Comparativo dos Principais Padrões de Saga em Microserviços
As Sagas são uma solução para manter a consistência de dados em sistemas distribuídos, permitindo que cada serviço confirme (commit) suas alterações localmente e, em caso de falha futura, inicie compensações para reverter as etapas anteriores. Entretanto, existem diferentes formas de implementar esse conceito, variando a comunicação (síncrona vs. assíncrona), o tipo de consistência (atômica vs. eventual) e a coordenação (orquestrada vs. coreografada). Abaixo, reunimos os principais padrões, suas características, vantagens, desvantagens e dicas para lidar com Sagas em geral.
1. Visão Geral dos Padrões
No total, há oito combinações clássicas (2×2×2) resultantes de:
- Comunicação:
- Síncrona: O chamador aguarda a resposta imediata do serviço.
- Assíncrona: O chamador dispara uma mensagem/evento e não bloqueia esperando resposta.
- Consistência:
- Atômica: Foca em um modelo “tudo ou nada”, aproximando-se de transações ACID distribuídas, com todas as etapas confirmadas simultaneamente (ou revertidas).
- Eventual: Aceita estados intermediários; se ocorrer falha em um passo, as etapas anteriores são compensadas posteriormente, havendo um intervalo de inconsistência.
- Coordenação:
- Orquestrada: Um componente central (orquestrador) define a ordem dos passos e aciona compensações.
- Coreografada: Cada serviço decide suas ações de forma independente, reagindo a eventos de sucesso/falha.

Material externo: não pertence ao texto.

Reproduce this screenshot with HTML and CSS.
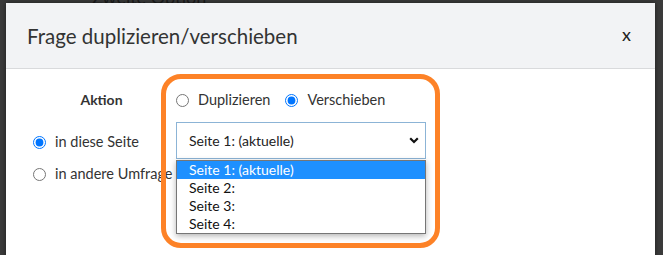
FILE: index.html
```html
<!DOCTYPE html>
<html lang="de">
<head>
    <meta charset="UTF-8">
    <title>Frage duplizieren/verschieben</title>
    <link rel="stylesheet" href="styles.css">
</head>
<body>
    <div class="seite">
        <p class="seite-text">Zweite Option</p>
    </div>

    <div class="modal">
        <div class="modal-kopf">
            <h2 class="modal-titel">Frage duplizieren/verschieben</h2>
            <span class="schliessen">x</span>
        </div>

        <div class="modal-inhalt">
            <div class="feld-label">Aktion</div>
            <div class="aktion-gruppe">
                <label class="option"><input type="radio" name="aktion"> Duplizieren</label>
                <label class="option"><input type="radio" name="aktion" checked> Verschieben</label>
            </div>

            <div class="ziel-liste">
                <label class="option"><input type="radio" name="ziel" checked> in diese Seite</label>
                <label class="option"><input type="radio" name="ziel"> in andere Umfrage</label>
            </div>
            <div class="auswahl-feld">
                <div class="auswahl">
                    <span>Seite 1: (aktuelle)</span>
                    <svg class="pfeil" width="10" height="7" viewBox="0 0 10 7">
                        <path d="M1.2 1.3 L5 5 L8.8 1.3" fill="none" stroke="#111" stroke-width="2.2"/>
                    </svg>
                </div>
                <ul class="auswahl-liste">
                    <li class="aktiv">Seite 1: (aktuelle)</li>
                    <li>Seite 2:</li>
                    <li>Seite 3:</li>
                    <li>Seite 4:</li>
                </ul>
                <!-- Markierung um die Aktion -->
                <div class="markierung"></div>
            </div>
        </div>
    </div>
</body>
</html>
```

FILE: styles.css
```css
/* Allgemein */
body {
    margin: 0;
    background: #3b3b3b;
    font-family: Lato, "Open Sans", sans-serif;
    height: 255px;
    overflow: hidden;
    position: relative;
}

/* Seite hinter dem Dialog */
.seite-text {
    position: absolute;
    left: 92px;
    top: -14px;
    margin: 0;
    font-size: 18px;
    color: #1d1d1d;
}

/* Dialog */
.modal {
    position: absolute;
    left: 6px;
    top: 3px;
    width: 649px;
    height: 270px;
    background: #fff;
    box-shadow: 0 0 5px rgba(0, 0, 0, 0.5);
}

.modal-kopf {
    height: 65px;
    display: flex;
    align-items: center;
    justify-content: space-between;
    padding: 0 24px 0 21px;
    background: #f2f3f5;
    border-bottom: 1px solid #d9dadc;
}

.modal-titel {
    margin: 0;
    font-size: 20.5px;
    font-weight: normal;
    color: #333;
}

.schliessen {
    font-size: 18px;
    color: #222;
    margin-top: -3px;
}

/* Inhalt */
.modal-inhalt {
    display: grid;
    grid-template-columns: 137px 250px;
    column-gap: 6px;
    row-gap: 12px;
    padding: 21px 0 0 27px;
    font-size: 14px;
    color: #333;
}

.feld-label {
    text-align: center;
    font-weight: bold;
    line-height: 20px;
}

.aktion-gruppe {
    display: flex;
    gap: 15px;
    line-height: 20px;
}

.option {
    display: flex;
    align-items: center;
    gap: 9px;
    white-space: nowrap;
    line-height: 20px;
    font-size: 14.5px;
}

.option input {
    margin: 0;
    width: 13px;
    height: 13px;
}

.ziel-liste {
    display: flex;
    flex-direction: column;
    gap: 12px;
    padding-top: 10px;
}

/* Auswahlfeld */
.auswahl-feld {
    position: relative;
}

.auswahl {
    height: 35px;
    display: flex;
    align-items: center;
    justify-content: space-between;
    padding: 0 6px 0 12px;
    border: 1px solid #8cb4d6;
    color: #222;
}

.auswahl-liste {
    position: absolute;
    left: 0;
    right: 0;
    top: 38px;
    margin: 0;
    padding: 0;
    list-style: none;
    background: #fff;
    border: 1px solid #767676;
    box-shadow: 0 2px 6px rgba(0, 0, 0, 0.3);
    z-index: 2;
}

.auswahl-liste li {
    height: 18px;
    line-height: 18px;
    padding-left: 12px;
    color: #111;
}

.auswahl-liste li.aktiv {
    background: #1e90ff;
    color: #fff;
}

/* Orange Markierung */
.markierung {
    position: absolute;
    left: -15px;
    top: -48px;
    width: 269px;
    height: 164px;
    border: 5px solid #fd8227;
    border-radius: 20px;
    z-index: 3;
}
```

Abaixo, listamos cada padrão, seguido de suas vantagens, desvantagens e exemplos de uso.
2. Principais Padrões Saga
2.1 Epic Saga (Síncrona + Atômica + Orquestração)
- Comunicação: Síncrona
- Consistência: Atômica
- Coordenação: Orquestrada
Vantagens
- Modelo de transação “quase ACID” (tudo ou nada).
- Orquestrador central simplifica visualização do fluxo.
Desvantagens
- A escalabilidade tende a ser menor (chamadas síncronas e bloqueantes).
- Exige forte acoplamento ao orquestrador.
- Risco de timeouts e travamentos.
Uso Típico
- Cenários de poucos serviços, fluxo linear e pouca tolerância a estados intermediários.
2.2 Phone Tag Saga (Síncrona + Atômica + Coreografia)
- Comunicação: Síncrona
- Consistência: Atômica
- Coordenação: Coreografada
Vantagens
- Dispensa orquestrador, cada serviço chama o próximo na cadeia.
- Mantém intenção de atomicidade (falhou em um passo, compensa anteriores rapidamente).
Desvantagens
- Complexidade aumenta sem uma visão global.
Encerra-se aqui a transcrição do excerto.